There is a very close link between water and the three Chinese miracles. It is this link that partly explains why people in China have worshipped water to such a degree and why they have made more efforts in water management than any others elsewhere. Over two millennia, engineers in China developed three types of large scale water works, including the largest water control projects, the largest irrigation systems, and the largest water transportation networks.
Several "great walls" were built along China's major rivers and coasts to the homeland from water, which are comparable with the Great Wall in size. Thanks to its irrigation systems, a great part of China's cultivated land was being irrigated.

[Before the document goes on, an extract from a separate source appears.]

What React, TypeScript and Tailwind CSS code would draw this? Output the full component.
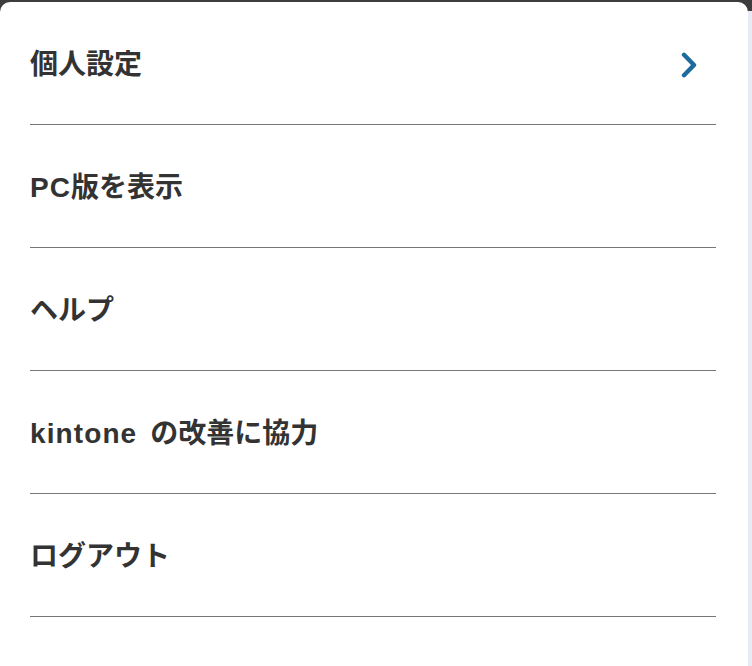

Compared with the proportions in other large regions, the proportion of irrigated land in China was extremely high. Chinese engineers excavated the Grand Canal, the largest artificial transport waterway even built in world history. The Grand Canal and other smaller canals connect the China's major rivers. As a result, a water transportation network was formed well before the nineteenth century.
The efforts made toward water management in China were rewarded generously. The high productivity of cropland in China which accounts for only a small part of the world's total acreage feeds the world's largest population, thanks to China's efficient irrigation systems. The waterway system created in China a far more united polity and society than existed over comparably large and rich spaces elsewhere in the world.
In sum, none of the three "Chinese miracles" mentioned above could have occurred without successful water management efforts on this scale. In this sense, water is really a key to understanding Chinese history.
China has changed greatly in the last three decades. But China's history still clearly illuminates its present. A review of the relationship between water and the history in China will provide us with an opportunity to learn how crucial water is to social development over long periods of time.